The nation [of Greece] numbers only eight-hundred-thousand souls, and there is poverty and misery and mendacity enough among them to furnish forty millions and be liberal about it.”


“The community [of the Azores] is eminently Portuguese — that is to say, it is slow, poor, shiftless, sleepy and lazy.”


“She was the only Syrian female we have seen yet who was not so sinfully ugly that she couldn’t smile after ten o’clock Saturday night without breaking the Sabbath.”


“I do not think much of the mosque of St. Sophia. I suppose I lack appreciation. We will let it go at that. It is the rustiest old barn in heathendom.”


“Constantinople is an abattoir of crippled beggars and outrageously costumed people, and lunch is often scraped from the floor before serving. Guides are nearly always liars and were all called Ferguson by the traveling party, and camels are the worst: I can not think of anything, now, more certain to make one shudder than to have a soft-footed camel sneak up behind him and touch him on the ear with its cold, flabby under-lip.

Illustration from The Innocents Abroad

On the whole, Twain is unimpressed with the world, with a few brief exceptions (namely, certain Italian women and the incredibly friendly royalty of Russia). As the guidebooks of the time were written in ecstatic hyperbole (he excerpts a few, and they’re nearly as funny as his own prose), Innocents Abroad was an anomaly when it was written and served as proof of Twain’s talents after the first bit of success he saw with The Jumping Frog of Calaveras County.

I have to imagine that it’s at once more and less difficult to read things like this over a hundred years after it was written. On the one hand, it can come off as grating racism and stereotyping. On the other hand, you must remember that it was written as satire, and it was written in the late 1800s. If it helps, Twain has a much better claim to bigotry by reason of age than, say, Paula Deen.

Non P.C.-ness aside, the book is also a fascinating record of tourism as it used to be, before the world’s landmarks become well-known and close at hand to anyone with an internet connection and money for a plane ticket. Iconic landmarks are shown to us as they were first seen by people who could appreciate that they’d only heard of them in stories and would probably never see them again. Mark and co. break in to the Parthenon at night, climb to the top of the Leaning Tower of Pisa and inch forward on their stomachs to peer over the edge, and wander through the ruins of Pompeii.
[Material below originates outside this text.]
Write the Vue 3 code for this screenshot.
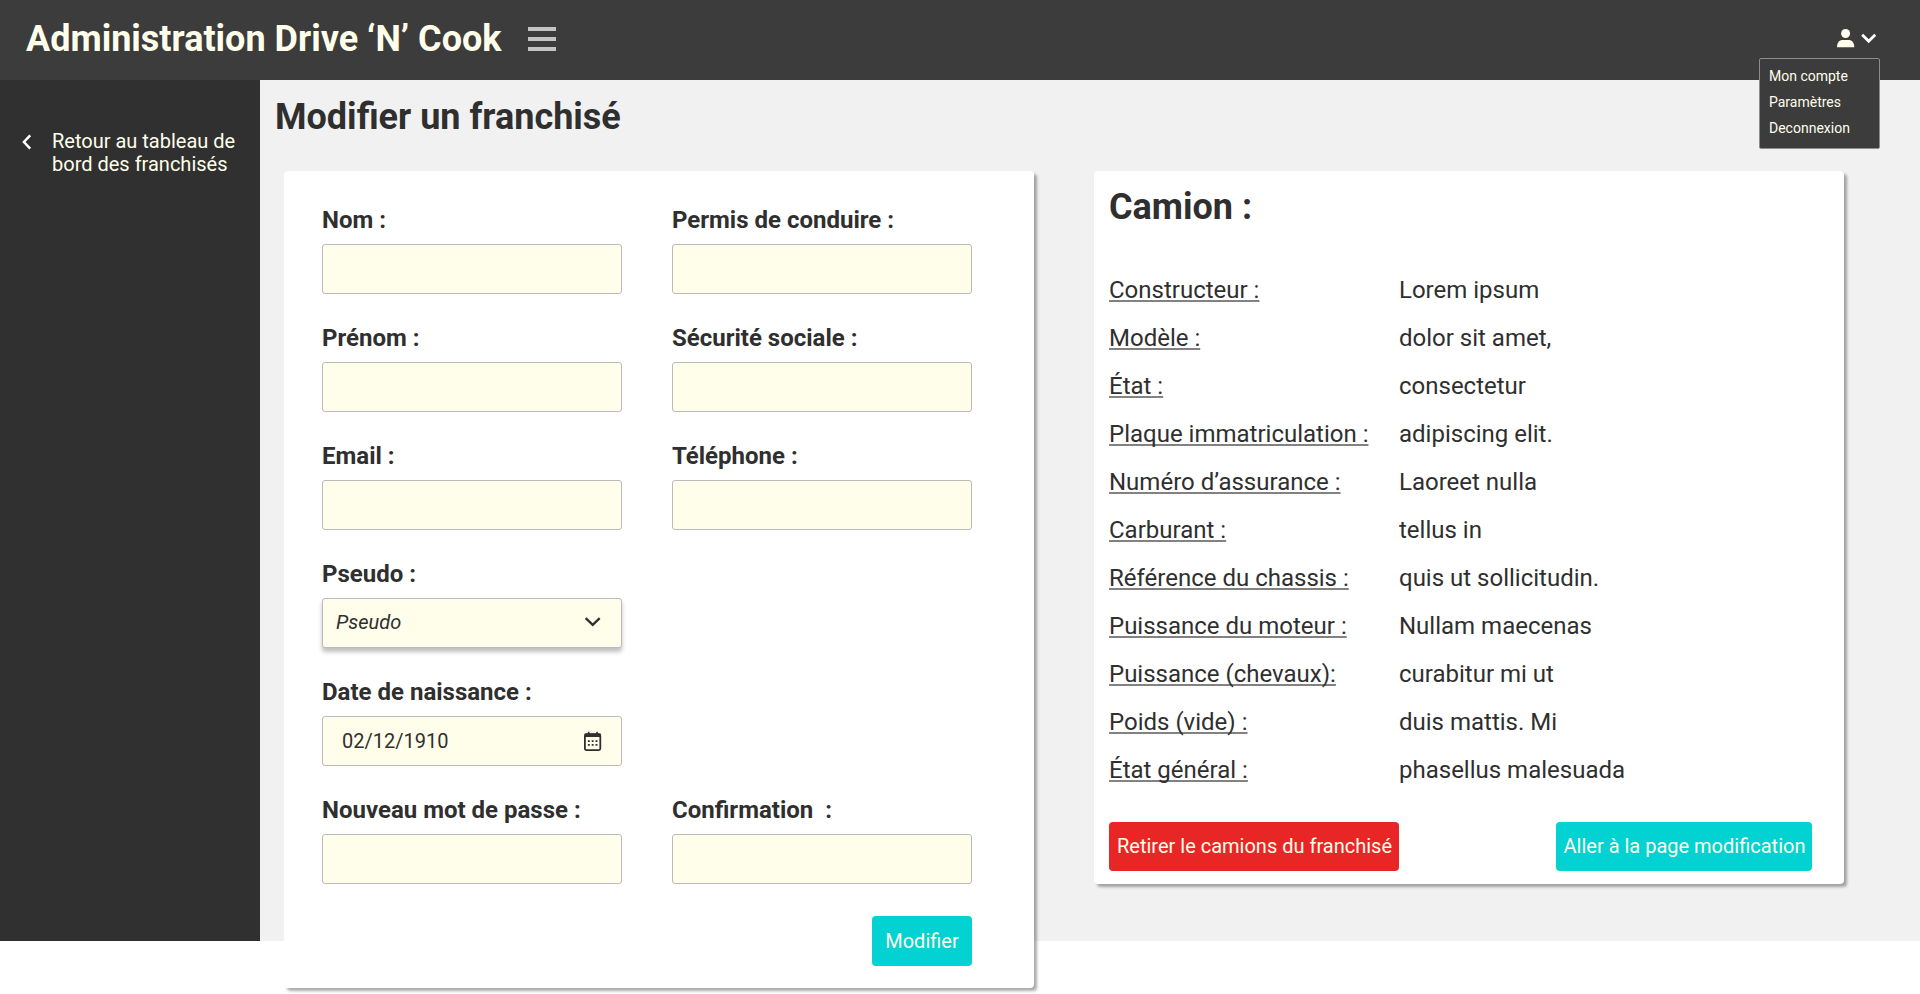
<script setup>
const rows = [
  [{ label: 'Nom :' }, { label: 'Permis de conduire :' }],
  [{ label: 'Prénom :' }, { label: 'Sécurité sociale :' }],
  [{ label: 'Email :' }, { label: 'Téléphone :' }],
  [{ label: 'Pseudo :', type: 'select', value: 'Pseudo' }],
  [{ label: 'Date de naissance :', type: 'date', value: '02/12/1910' }],
  [{ label: 'Nouveau mot de passe :' }, { label: 'Confirmation  :' }],
]

const truck = [
  ['Constructeur :', 'Lorem ipsum'],
  ['Modèle :', 'dolor sit amet,'],
  ['État :', 'consectetur'],
  ['Plaque immatriculation :', 'adipiscing elit.'],
  ['Numéro d’assurance :', 'Laoreet nulla'],
  ['Carburant :', 'tellus in'],
  ['Référence du chassis :', 'quis ut sollicitudin.'],
  ['Puissance du moteur :', 'Nullam maecenas'],
  ['Puissance (chevaux):', 'curabitur mi ut'],
  ['Poids (vide) :', 'duis mattis. Mi'],
  ['État général :', 'phasellus malesuada'],
]

const menu = ['Mon compte', 'Paramètres', 'Deconnexion']
</script>

<template>
  <div class="page">
    <header class="topbar">
      <h1 class="brand">Administration Drive ‘N’ Cook</h1>
      <button class="burger" aria-label="Menu"><i></i><i></i><i></i></button>
      <div class="account">
        <svg class="user" width="18" height="19" viewBox="0 0 18 19">
          <circle cx="8.6" cy="4.5" r="4.5" fill="#fffeeb" />
          <path d="M0 18.3C0 13 2.6 11 5.4 11h6.4c2.8 0 5.5 2 5.5 7.3z" fill="#fffeeb" />
        </svg>
        <svg class="caret" width="16" height="11" viewBox="0 0 16 11">
          <path d="M1.2 1.8L7.7 8.3l6.5-6.5" fill="none" stroke="#fff" stroke-width="2.8" />
        </svg>
        <ul class="menu">
          <li v-for="item in menu" :key="item">{{ item }}</li>
        </ul>
      </div>
    </header>

    <div class="body">
      <aside class="sidebar">
        <a class="back">
          <svg width="11" height="16" viewBox="0 0 11 16">
            <path d="M9.2 1.3L2.9 8l6.3 6.7" fill="none" stroke="#fff" stroke-width="2.5" />
          </svg>
          <span>Retour au tableau de<br />bord des franchisés</span>
        </a>
      </aside>

      <main class="content">
        <h2 class="title">Modifier un franchisé</h2>
        <div class="cards">
          <form class="card form" @submit.prevent>
            <div v-for="(row, i) in rows" :key="i" class="row">
              <div v-for="f in row" :key="f.label" class="field">
                <div class="label">{{ f.label }}</div>
                <div class="input" :class="f.type">
                  <span v-if="f.value">{{ f.value }}</span>
                  <svg v-if="f.type === 'select'" width="18" height="12" viewBox="0 0 18 12">
                    <path d="M1.7 2.2l7 6.6 7-6.6" fill="none" stroke="#2f2f2f" stroke-width="2.3" />
                  </svg>
                  <svg v-if="f.type === 'date'" width="18" height="20" viewBox="0 0 18 20">
                    <path d="M4.7 0.8v3M13.1 0.8v3" stroke="#2f2f2f" stroke-width="1.6" />
                    <rect x="0.9" y="3.2" width="15.4" height="15.9" rx="1.5" fill="none" stroke="#2f2f2f" stroke-width="1.8" />
                    <path d="M0.8 2.6h15.8v3.4H0.8z" fill="#2f2f2f" />
                    <path d="M3.9 10.1h9.8M3.9 13.9h9.8" stroke="#2f2f2f" stroke-width="1.9" stroke-dasharray="1.9 1.9" />
                  </svg>
                </div>
              </div>
            </div>
            <button class="btn submit">Modifier</button>
          </form>

          <section class="card truck">
            <h2 class="title">Camion :</h2>
            <dl class="specs">
              <template v-for="[name, value] in truck" :key="name">
                <dt>{{ name }}</dt>
                <dd>{{ value }}</dd>
              </template>
            </dl>
            <div class="actions">
              <button class="btn danger">Retirer le camions du franchisé</button>
              <button class="btn go">Aller à la page modification</button>
            </div>
          </section>
        </div>
      </main>
    </div>
  </div>
</template>

<style>
body {
  background: #fff;
  overflow: hidden;
}
</style>

<style scoped>
* {
  box-sizing: border-box;
  margin: 0;
  padding: 0;
}
.page {
  width: 1920px;
  height: 994px;
  font-family: Roboto, "Liberation Sans", sans-serif;
  color: #2f2f2f;
}
.topbar {
  display: flex;
  align-items: flex-start;
  height: 80px;
  padding-left: 26px;
  background: #3c3c3c;
}
.brand {
  margin-top: 18px;
  font-size: 36px;
  line-height: 42px;
  font-weight: 700;
  color: #fffeeb;
  white-space: nowrap;
}
.burger {
  display: flex;
  flex-direction: column;
  gap: 6px;
  width: 28px;
  margin: 27px 0 0 26px;
  border: 0;
  background: none;
}
.burger i {
  height: 4px;
  background: #c4c4c4;
}
.account {
  position: relative;
  display: flex;
  margin: 29px 43px 0 auto;
}
.caret {
  margin: 4px 0 0 6px;
}
.menu {
  position: absolute;
  top: 29px;
  right: -3px;
  z-index: 2;
  width: 121px;
  height: 91px;
  padding: 9px;
  border: 1px solid #8c8c8c;
  border-radius: 2px;
  background: #3c3c3c;
  list-style: none;
}
.menu li {
  height: 26px;
  font-size: 14px;
  line-height: 16px;
  color: #fffeeb;
}
.body {
  display: flex;
  height: 861px;
}
.sidebar {
  flex: none;
  width: 260px;
  background: #303030;
}
.back {
  display: flex;
  gap: 20px;
  padding: 50px 0 0 21px;
  font-size: 20px;
  line-height: 23px;
  color: #fffeeb;
  white-space: nowrap;
}
.back svg {
  margin-top: 4px;
}
.content {
  flex: 1;
  background: #f1f1f1;
}
.title {
  font-size: 36px;
  line-height: 42px;
  font-weight: 700;
}
.content > .title {
  padding: 16px 0 0 15px;
}
.cards {
  display: flex;
  align-items: flex-start;
  gap: 60px;
  padding: 33px 0 0 24px;
}
.card {
  width: 750px;
  border-radius: 4px;
  background: #fff;
  box-shadow: 3px 3px 3px rgba(0, 0, 0, 0.33);
}
.form {
  display: flex;
  flex-direction: column;
  gap: 30px;
  height: 817px;
  padding: 35px 62px 22px 38px;
}
.row {
  display: flex;
  gap: 50px;
}
.field {
  width: 300px;
}
.label {
  margin-bottom: 10px;
  font-size: 24px;
  line-height: 28px;
  font-weight: 700;
  white-space: pre;
}
.input {
  display: flex;
  align-items: center;
  justify-content: space-between;
  height: 50px;
  border: 1px solid #bababa;
  border-radius: 3px;
  background: #fffeeb;
  font-size: 20px;
  line-height: 24px;
}
.select {
  padding: 0 19px 2px 13px;
  font-style: italic;
  box-shadow: 0 4px 4px rgba(0, 0, 0, 0.25);
}
.date {
  padding: 0 19px;
}
.btn {
  border: 0;
  border-radius: 4px;
  font: 20px/23px Roboto, "Liberation Sans", sans-serif;
  color: #fffeeb;
  background: #02d2d1;
  white-space: nowrap;
}
.submit {
  align-self: flex-end;
  width: 100px;
  height: 50px;
  margin-top: 2px;
}
.truck {
  height: 713px;
  padding: 15px 32px 0 15px;
}
.specs {
  display: grid;
  grid-template-columns: 290px 1fr;
  grid-auto-rows: 28px;
  row-gap: 20px;
  margin-top: 48px;
  font-size: 24px;
  line-height: 28px;
  white-space: nowrap;
}
.specs dt {
  text-decoration: underline 2px #828282;
  text-decoration-skip-ink: none;
  text-underline-offset: 2px;
}
.actions {
  display: flex;
  justify-content: space-between;
  margin-top: 38px;
}
.actions .btn {
  height: 49px;
  padding-left: 1px;
}
.danger {
  width: 290px;
  background: #e92626;
}
.go {
  width: 256px;
}
</style>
But the point of the whole excursion is to see the Holy Land, and Christianity is a heavy presence throughout. Though religious, Twain is liberal with his criticisms of the faithful around him. The “pilgrims” he travels to Jerusalem with are constantly chipping off pieces of holy grottos and monuments, firing their pistols into the desert and bickering amongst themselves:

A little mosque stands [in Jerusalem]. … Two or three aged Arabs sat about the door. We entered, and the pilgrims broke specimens from the foundation walls, though they had to touch and even step upon the praying carpets to do it. It was almost the same as breaking pieces from the hearts of those old Arabs … to inflict pain upon men who had not offended us in any way. Suppose a party of armed foreigners were to enter a village church in America and break ornaments from altar railings for curiosities, and climb and walk upon the Bible and pulpit cushions? However, the cases are different. One is the profanation of a temple of our faith — the other only the profanation of a pagan one.

 Innocence removes a lot of the romance around the past, which is fully intentional. While Twain laments the loss of his illusions about the reviving spas and jewel-toned cities of the Orient, he isn’t precious about it. He does not add glamour where it did not exist, and so his is above all things a more faithful record of the time than probably any other travel epic written in the 19th century. And for all of his bitterness, Twain does not miss any of the beautiful little mythologies of the cities he visits, like Venice’s superstition of sinking into the sea if the ashes of St. Mark are moved. This is the balance that makes the book more than an amusing satire of old timey globetrotting. Twain is recording and transmitting little pieces of the world that are gone or nearly so, and for that and it’s many depictions of the difficulties of commanding donkeys, the book is invaluable.

If you need a last nudge to read it (aside from the fact that it’s available as a free e-book on Kindle and The Gutenberg Project), know that, with this book, Twain coined the phrase “tricked out.” Yeah.